*Extracted information*
☆ ☆ ☆
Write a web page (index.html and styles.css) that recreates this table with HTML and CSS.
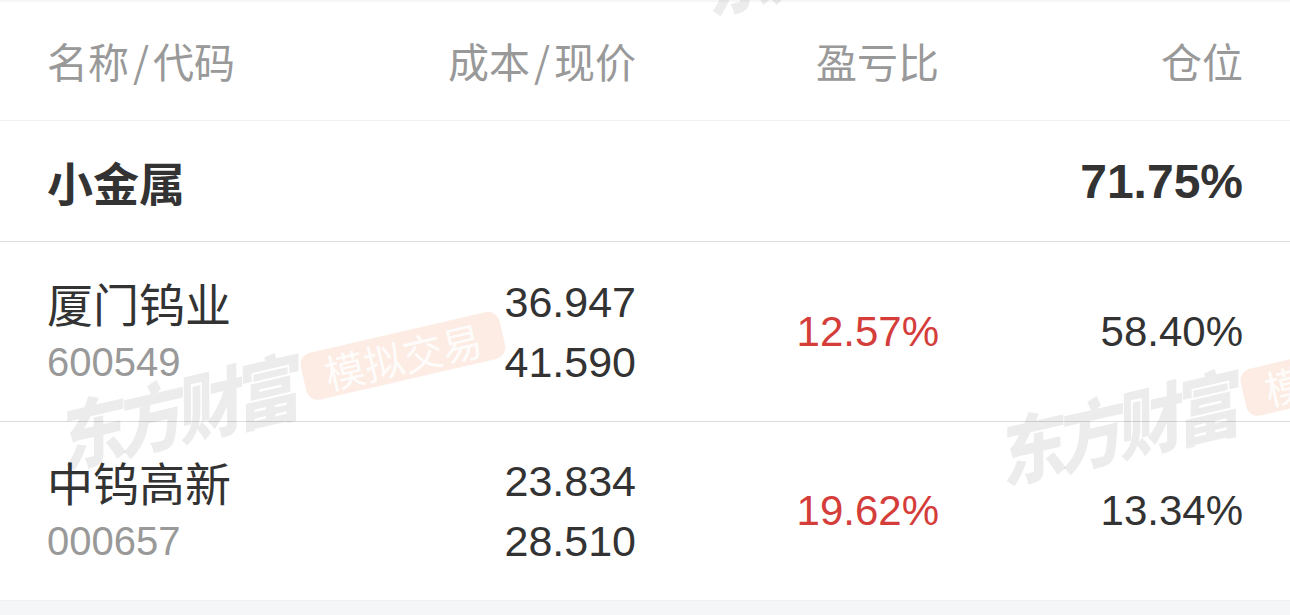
FILE: index.html
```html
<!DOCTYPE html>
<html lang="zh-CN">
<head>
<meta charset="UTF-8">
<meta name="viewport" content="width=device-width, initial-scale=1.0">
<title>模拟交易 持仓</title>
<link rel="stylesheet" href="styles.css">
</head>
<body>
<div class="page">
    <div class="holdings">
        <div class="row head">
            <div class="cell name">名称<span class="slash">/</span>代码</div>
            <div class="cell">成本<span class="slash">/</span>现价</div>
            <div class="cell">盈亏比</div>
            <div class="cell">仓位</div>
        </div>

        <div class="row group">
            <div class="cell name">小金属</div>
            <div class="cell"></div>
            <div class="cell"></div>
            <div class="cell">71.75%</div>
        </div>

        <div class="row stock">
            <div class="cell name">
                <div class="stock-name">厦门钨业</div>
                <div class="stock-code">600549</div>
            </div>
            <div class="cell price">
                <div>36.947</div>
                <div>41.590</div>
            </div>
            <div class="cell num up">12.57%</div>
            <div class="cell num">58.40%</div>
        </div>

        <div class="row stock last">
            <div class="cell name">
                <div class="stock-name">中钨高新</div>
                <div class="stock-code">000657</div>
            </div>
            <div class="cell price">
                <div>23.834</div>
                <div>28.510</div>
            </div>
            <div class="cell num up">19.62%</div>
            <div class="cell num">13.34%</div>
        </div>
    </div>

    <!-- watermark tiles laid over the list -->
    <div class="watermark">
        <div class="mark" style="left: 50px; top: 346px;"><span class="mark-brand">东方财富</span><span class="mark-tag">模拟交易</span></div>
        <div class="mark" style="left: 990px; top: 362px;"><span class="mark-brand">东方财富</span><span class="mark-tag">模拟交易</span></div>
        <div class="mark" style="left: 696px; top: -108px;"><span class="mark-brand">东方财富</span><span class="mark-tag">模拟交易</span></div>
    </div>
</div>
</body>
</html>
```

FILE: styles.css
```css
body {
    margin: 0;
    padding: 0;
    background-color: #f5f6f8;
    font-family: "Liberation Sans", "Noto Sans CJK SC", sans-serif;
    color: #333;
}
.page {
    position: relative;
    width: 1290px;
    height: 615px;
    overflow: hidden;
    padding-top: 2px;
    box-sizing: border-box;
}
.holdings {
    background-color: #fff;
}
.row {
    display: grid;
    grid-template-columns: 290px 299px 303px 304px;
    align-items: center;
    padding: 0 47px;
    border-bottom: 1px solid #dcdcdc;
}
.cell {
    text-align: right;
}
.cell.name {
    text-align: left;
}
.head {
    height: 119px;
    border-bottom-color: #f0f0f0;
    font-family: "Noto Sans CJK SC", sans-serif;
    font-size: 41px;
    color: #999;
    padding-bottom: 3px;
    box-sizing: border-box;
}
.head .slash {
    margin: 0 4px;
}
.group {
    height: 120px;
    font-size: 48px;
    font-weight: bold;
}
.group .name {
    font-family: "Noto Sans CJK SC", sans-serif;
    font-size: 46px;
}
.stock {
    height: 179px;
}
.stock.last {
    height: 178px;
    border-bottom-color: #eef0f3;
}
.stock-name {
    font-family: "Noto Sans CJK SC", sans-serif;
    font-size: 46px;
    line-height: 60px;
    color: #333;
}
.stock-code {
    font-size: 40px;
    line-height: 60px;
    color: #999;
}
.price {
    font-size: 43px;
    line-height: 60px;
}
.num {
    font-size: 42px;
}
.up {
    color: #d43d3a;
}
.watermark {
    position: absolute;
    inset: 0;
    pointer-events: none;
}
.mark {
    position: absolute;
    display: flex;
    align-items: center;
    gap: 14px;
    width: 470px;
    height: 74px;
    transform: rotate(-13deg);
    font-family: "Noto Sans CJK SC", sans-serif;
}
.mark-brand {
    display: inline-block;
    font-size: 66px;
    line-height: 74px;
    font-weight: 900;
    font-style: italic;
    letter-spacing: -6px;
    transform: scaleY(1.12);
    color: rgba(0, 0, 0, 0.075);
}
.mark-tag {
    background-color: rgba(232, 110, 50, 0.13);
    color: rgba(255, 255, 255, 0.85);
    font-size: 40px;
    line-height: 48px;
    padding: 0 22px;
    border-radius: 12px;
}
```
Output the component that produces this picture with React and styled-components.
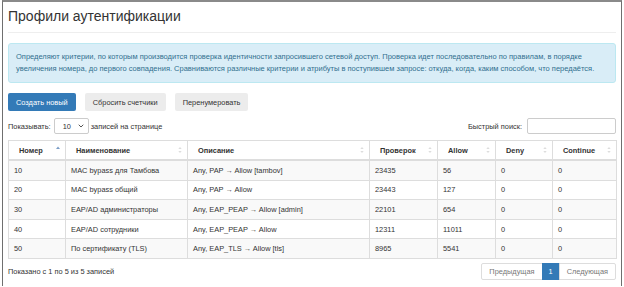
import React from "react";
import styled, { createGlobalStyle } from "styled-components";
import { ChevronDown } from "lucide-react";

const Global = createGlobalStyle`
  html, body {
    margin: 0;
    padding: 0;
    background: #fff;
  }
  body {
    font-family: "Liberation Sans", Arial, sans-serif;
    font-size: 7.4px;
    color: #333;
  }
`;

const Frame = styled.div`
  width: 620px;
  height: 286px;
  margin-left: 2px;
  border-top: 2px solid #8a8a8a;
  border-left: 1.5px solid #6f6f6f;
  border-right: 1.5px solid #6f6f6f;
  padding: 0 5px;
  box-sizing: border-box;
`;

const Title = styled.h1`
  margin: 0;
  padding-top: 4px;
  font-size: 14px;
  font-weight: 400;
  line-height: 20px;
  color: #333;
`;

const Rule = styled.div`
  height: 1px;
  background: #eee;
  margin: 6px 0 10px;
`;

const Alert = styled.div`
  background: #d9edf7;
  border: 1px solid #bce8f1;
  border-radius: 3px;
  color: #31708f;
  padding: 7px 7px;
  line-height: 12px;
  font-size: 7.5px;
`;

const Toolbar = styled.div`
  display: flex;
  gap: 9px;
  margin-top: 10px;
`;

const Button = styled.button`
  height: 18px;
  padding: 0 8px;
  border: none;
  border-radius: 2px;
  font-family: inherit;
  font-size: 7.4px;
  color: ${(p) => (p.$primary ? "#fff" : "#333")};
  background: ${(p) => (p.$primary ? "#337ab7" : "#ececec")};
`;

const Controls = styled.div`
  display: flex;
  justify-content: space-between;
  align-items: center;
  margin-top: 7px;
  height: 16px;
`;

const Inline = styled.label`
  display: flex;
  align-items: center;
  gap: 2px;
`;

const Select = styled.div`
  width: 35px;
  height: 16px;
  box-sizing: border-box;
  border: 1px solid #ccc;
  border-radius: 2px;
  display: flex;
  align-items: center;
  justify-content: space-between;
  padding: 0 3px 0 8px;
  margin-left: 1px;
`;

const Input = styled.div`
  width: 89px;
  height: 16px;
  box-sizing: border-box;
  border: 1px solid #ccc;
  border-radius: 2px;
  margin-left: 3px;
`;

const Table = styled.table`
  width: 608px;
  margin-top: 6px;
  border-collapse: collapse;
  table-layout: fixed;
  border: 1px solid #ddd;
`;

const Th = styled.th`
  height: 18px;
  padding: 0 0 0 10px;
  text-align: left;
  font-weight: 700;
  border: 1px solid #ddd;
  border-bottom: 2px solid #ddd;
  position: relative;
`;

const Td = styled.td`
  height: 18.6px;
  padding: 0 0 0 5px;
  border: 1px solid #ddd;
  white-space: nowrap;
  color: #333;
`;

const Tr = styled.tr`
  background: ${(p) => (p.$odd ? "#f9f9f9" : "#fff")};
`;

const SortMark = styled.svg`
  position: absolute;
  right: 5px;
  top: 50%;
  transform: translateY(-50%);
`;

const Footer = styled.div`
  display: flex;
  justify-content: space-between;
  align-items: center;
  margin-top: 4px;
`;

const Pager = styled.div`
  display: flex;
  height: 17px;
`;

const PageItem = styled.div`
  display: flex;
  align-items: center;
  padding: 0 ${(p) => (p.$active ? "6px" : "7px")};
  border: 1px solid ${(p) => (p.$active ? "#337ab7" : "#ddd")};
  margin-left: -1px;
  background: ${(p) => (p.$active ? "#337ab7" : "#fff")};
  color: ${(p) => (p.$active ? "#fff" : "#777")};
  border-radius: ${(p) => p.$radius || "0"};
`;

const Sort = ({ active }) => (
  <SortMark width="4" height="8" viewBox="0 0 4 8">
    {active ? (
      <path d="M0 3 L2 0.5 L4 3 Z" fill="#7a9cc6" />
    ) : (
      <>
        <path d="M0.3 3 L2 1 L3.7 3 Z" fill="#ddd" />
        <path d="M0.3 5 L2 7 L3.7 5 Z" fill="#ddd" />
      </>
    )}
  </SortMark>
);

const columns = [
  ["Номер", 57],
  ["Наименование", 122],
  ["Описание", 182],
  ["Проверок", 68],
  ["Allow", 58],
  ["Deny", 57],
  ["Continue", 64],
];

const rows = [
  ["10", "MAC bypass для Тамбова", "Any, PAP \u2192 Allow [tambov]", "23435", "56"],
  ["20", "MAC bypass общий", "Any, PAP \u2192 Allow", "23443", "127"],
  ["30", "EAP/AD администраторы", "Any, EAP_PEAP \u2192 Allow [admin]", "22101", "654"],
  ["40", "EAP/AD сотрудники", "Any, EAP_PEAP \u2192 Allow", "12311", "11011"],
  ["50", "По сертификату (TLS)", "Any, EAP_TLS \u2192 Allow [tls]", "8965", "5541"],
];

export default function App() {
  return (
    <>
      <Global />
      <Frame>
        <Title>Профили аутентификации</Title>
        <Rule />
        <Alert>
          Определяют критерии, по которым производится проверка идентичности запросившего сетевой доступ.
          Проверка идет последовательно по правилам, в порядке увеличения номера, до первого совпадения.
          Сравниваются различные критерии и атрибуты в поступившем запросе: откуда, когда, каким способом,
          что передаётся.
        </Alert>
        <Toolbar>
          <Button $primary>Создать новый</Button>
          <Button>Сбросить счетчики</Button>
          <Button>Перенумеровать</Button>
        </Toolbar>
        <Controls>
          <Inline>
            Показывать:
            <Select>
              <span>10</span>
              <ChevronDown size={8} strokeWidth={3} color="#555" />
            </Select>
            записей на странице
          </Inline>
          <Inline>
            Быстрый поиск:
            <Input />
          </Inline>
        </Controls>
        <Table>
          <colgroup>
            {columns.map(([name, w]) => (
              <col key={name} style={{ width: w }} />
            ))}
          </colgroup>
          <thead>
            <tr>
              {columns.map(([name], i) => (
                <Th key={name}>
                  {name}
                  <Sort active={i === 0} />
                </Th>
              ))}
            </tr>
          </thead>
          <tbody>
            {rows.map((r, i) => (
              <Tr key={r[0]} $odd={i % 2 === 0}>
                {r.map((c, j) => (
                  <Td key={j}>{c}</Td>
                ))}
                <Td>0</Td>
                <Td>0</Td>
              </Tr>
            ))}
          </tbody>
        </Table>
        <Footer>
          <span>Показано с 1 по 5 из 5 записей</span>
          <Pager>
            <PageItem $radius="2px 0 0 2px">Предыдущая</PageItem>
            <PageItem $active>1</PageItem>
            <PageItem $radius="0 2px 2px 0">Следующая</PageItem>
          </Pager>
        </Footer>
      </Frame>
    </>
  );
}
☆ ☆ ☆
*Short exercise*
Go through the records and gather the lines that hold "this".

*Exercise output*
Write a web page (index.html and styles.css) that recreates this table with HTML and CSS.
Output the component that produces this picture with React and styled-components.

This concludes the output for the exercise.